The Supreme Court’s PACCAR ruling last July found that litigation funding agreements (LFAs) which handed funders a share of the damages would amount to Damages-Based Agreements (DBAs) and would therefore need to comply with the relevant regulations to be enforceable.

The ruling not only barred LFAs from being used in collective proceedings before the Competition Appeals Tribunal (CAT), but also challenged assumptions about their wider use, leading to a shift in the drafting of agreements and satellite litigation against funders. 

In November, the government added an amendment to the Digital Markets Competition and Consumer Bill to allow LFAs in the CAT. 
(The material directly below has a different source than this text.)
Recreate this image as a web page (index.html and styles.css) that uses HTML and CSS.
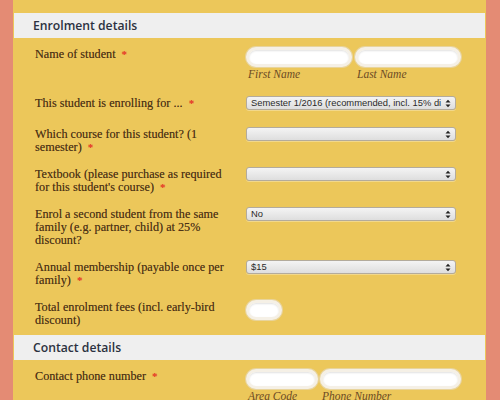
FILE: index.html
```html
<!DOCTYPE html>
<html>
<head>
<meta charset="utf-8">
<link rel="stylesheet" href="styles.css">
</head>
<body>
<div class="panel">
  <div class="section-head"><h2>Enrolment details</h2></div>
  <div class="rows">
    <div class="row row-name">
      <div class="label">Name of student <span class="req">*</span></div>
      <div class="control pair">
        <div class="field"><div class="pill w106"></div><div class="sub">First Name</div></div>
        <div class="field"><div class="pill w106"></div><div class="sub">Last Name</div></div>
      </div>
    </div>
    <div class="row r1">
      <div class="label">This student is enrolling for ... <span class="req">*</span></div>
      <div class="control"><div class="select"><span class="val">Semester 1/2016 (recommended, incl. 15% di</span><svg class="arr" width="6" height="9" viewBox="0 0 6 9"><path d="M0.5 3.5 L3 0.8 L5.5 3.5Z M0.5 5.5 L3 8.2 L5.5 5.5Z" fill="#222"/></svg></div></div>
    </div>
    <div class="row">
      <div class="label">Which course for this student? (1<br>semester) <span class="req">*</span></div>
      <div class="control"><div class="select"><span class="val"></span><svg class="arr" width="6" height="9" viewBox="0 0 6 9"><path d="M0.5 3.5 L3 0.8 L5.5 3.5Z M0.5 5.5 L3 8.2 L5.5 5.5Z" fill="#222"/></svg></div></div>
    </div>
    <div class="row">
      <div class="label">Textbook (please purchase as required<br>for this student's course) <span class="req">*</span></div>
      <div class="control"><div class="select"><span class="val"></span><svg class="arr" width="6" height="9" viewBox="0 0 6 9"><path d="M0.5 3.5 L3 0.8 L5.5 3.5Z M0.5 5.5 L3 8.2 L5.5 5.5Z" fill="#222"/></svg></div></div>
    </div>
    <div class="row">
      <div class="label">Enrol a second student from the same<br>family (e.g. partner, child) at 25%<br>discount?</div>
      <div class="control"><div class="select"><span class="val">No</span><svg class="arr" width="6" height="9" viewBox="0 0 6 9"><path d="M0.5 3.5 L3 0.8 L5.5 3.5Z M0.5 5.5 L3 8.2 L5.5 5.5Z" fill="#222"/></svg></div></div>
    </div>
    <div class="row">
      <div class="label">Annual membership (payable once per<br>family) <span class="req">*</span></div>
      <div class="control"><div class="select"><span class="val">$15</span><svg class="arr" width="6" height="9" viewBox="0 0 6 9"><path d="M0.5 3.5 L3 0.8 L5.5 3.5Z M0.5 5.5 L3 8.2 L5.5 5.5Z" fill="#222"/></svg></div></div>
    </div>
    <div class="row last">
      <div class="label">Total enrolment fees (incl. early-bird<br>discount)</div>
      <div class="control"><div class="pill w36"></div></div>
    </div>
  </div>
  <div class="section-head"><h2>Contact details</h2></div>
  <div class="rows">
    <div class="row row-name">
      <div class="label">Contact phone number <span class="req">*</span></div>
      <div class="control pair tight">
        <div class="field"><div class="pill w72"></div><div class="sub">Area Code</div></div>
        <div class="field"><div class="pill w141"></div><div class="sub">Phone Number</div></div>
      </div>
    </div>
  </div>
</div>
</body>
</html>
```
FILE: styles.css
```css
html, body {
  margin: 0;
  padding: 0;
  background: #e48b74;
  height: 100%;
  overflow: hidden;
}
.panel {
  margin-left: 13px;
  width: 473px;
  background: #ecc75a;
  padding-top: 13px;
  min-height: 400px;
}
.section-head {
  margin: 0 1px;
  height: 25px;
  background: #efefef;
  display: flex;
  align-items: center;
  padding-left: 19px;
}
.section-head h2 {
  margin: 0;
  font-family: "Open Sans", sans-serif;
  font-weight: 600;
  font-size: 12.2px;
  color: #2b3140;
}
.rows {
  padding: 9px 0 0 22px;
}
.row {
  display: grid;
  grid-template-columns: 211px 1fr;
  padding-bottom: 13px;
}
.row.r1 { padding-bottom: 17px; }
.row.last { padding-bottom: 8px; }
.row-name { padding-bottom: 15px; }
.label {
  font-family: "Liberation Serif", serif;
  font-size: 12.2px;
  line-height: 13px;
  color: #4d3316;
  text-shadow: 0 0 0.4px rgba(77,51,22,0.6);
  max-width: 205px;
  white-space: nowrap;
  padding-top: 1px;
}
.req {
  color: #e53224;
  font-weight: bold;
  font-size: 11px;
  line-height: 0;
  margin-left: 3px;
  text-shadow: none;
}
.control {
  display: flex;
}
.pair { gap: 3px; }
.pair.tight { gap: 2px; }
.field { display: flex; flex-direction: column; }
.pill {
  box-sizing: border-box;
  height: 20px;
  background: #fff;
  border: 3px solid #f5f0e6;
  border-radius: 10px;
  box-shadow: inset 0 1px 2px rgba(0,0,0,0.12), 0 0 0 1px rgba(230,220,200,0.6);
}
.w106 { width: 106px; }
.w36 { width: 36px; }
.w72 { width: 72px; }
.w141 { width: 141px; }
.sub {
  font-family: "Liberation Serif", serif;
  font-style: italic;
  font-size: 11.5px;
  line-height: 13px;
  color: #6b4a24;
  padding: 1px 0 0 2px;
}
.select {
  box-sizing: border-box;
  width: 210px;
  height: 14px;
  border: 1px solid #b3ab9c;
  border-radius: 3px;
  background: linear-gradient(#f4f4f4, #dedede);
  display: flex;
  align-items: center;
  padding: 0 4px 0 4px;
  box-shadow: 0 1px 0 rgba(255,255,255,0.3);
}
.val {
  flex: 1;
  overflow: hidden;
  white-space: nowrap;
  font-family: "Liberation Sans", sans-serif;
  font-size: 9.4px;
  color: #2a2a2a;
  line-height: 12px;
}
.arr { flex: none; margin-left: 3px; }
```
A briefing published by Herbert Smith Freehills today (4 March), predicted “a more fundamental legislative change, restoring the position that existed before PACCAR when it was assumed that litigation funding agreements were not DBAs and so did not need to comply with the DBA regulations, whether or not they allowed for the funder to receive a percentage share of damages”. 

Announcing the plans for legislation, Chalk cited the role funding played in supporting the group claim against the Post Office which in 2019 exposed the Horizon IT scandal, which saw 900 sub-postmasters and postmistresses (SPMs) prosecuted on the basis of information provided by the faulty Horizon accounting system.

“It’s crucial victims can access justice – but it can feel like a David and Goliath battle when they’re facing powerful corporations with deep pockets,” he said.

“This important change will mean more victims can secure vital third-party funding to level the playing field and support their fight for justice. The sub-postmasters were able to secure third-party funding in their legal action against the Post Office. Now others will too.”

The decision was welcomed by Law Society president Nick Emmerson who said: “Too frequently it is said that justice is not a priority for this government, but we would hope recent events will call for reflection on how it supports access to justice through the court system for all those without independent financial means.” 

From the claimant side, Martyn Day, name partner of Leigh Day and co-president of the Collective Redress Lawyers Association, called the news “a very sensible and welcome development” which would bring “much-needed clarity to claimants, the courts and those funding claims”.

The legislation, he said, would ensure that claimants “will be able to focus on bringing claims without those corporations tying up court time and money in trying to unpick the funding agreements that make the claims possible”. 

He added: “Any reform of the collective redress sector must build on today’s welcome announcement and not undermine it.”

BCLP partner, Andrew Leitch said the news would provide welcome certainty, triggering “creatively worded clauses… which provide for damages-based returns ‘only to the extent enforceable and permitted by appliable law’”, in opt-out CAT actions, where DBAs had otherwise been expressly prohibited.

However, he said the funding of similar claims to the Post Office litigation was arguably never directly threatened by the Supreme Court’s ruling as most funding agreements were compliant with the 2013 DBA regulations or had been amended to be compliant without meaningfully altering their commercial terms. 

Gus Sellitto, co-founder of Byfield Reputation Counsel, said funders often received bad press due to their potential to “commercialise” justice and the high returns made when cases succeeded but were “behind many of the David v Goliath type class actions that we are now seeing growing in the UK and throughout Europe, and which have the protection of consumers at their core”.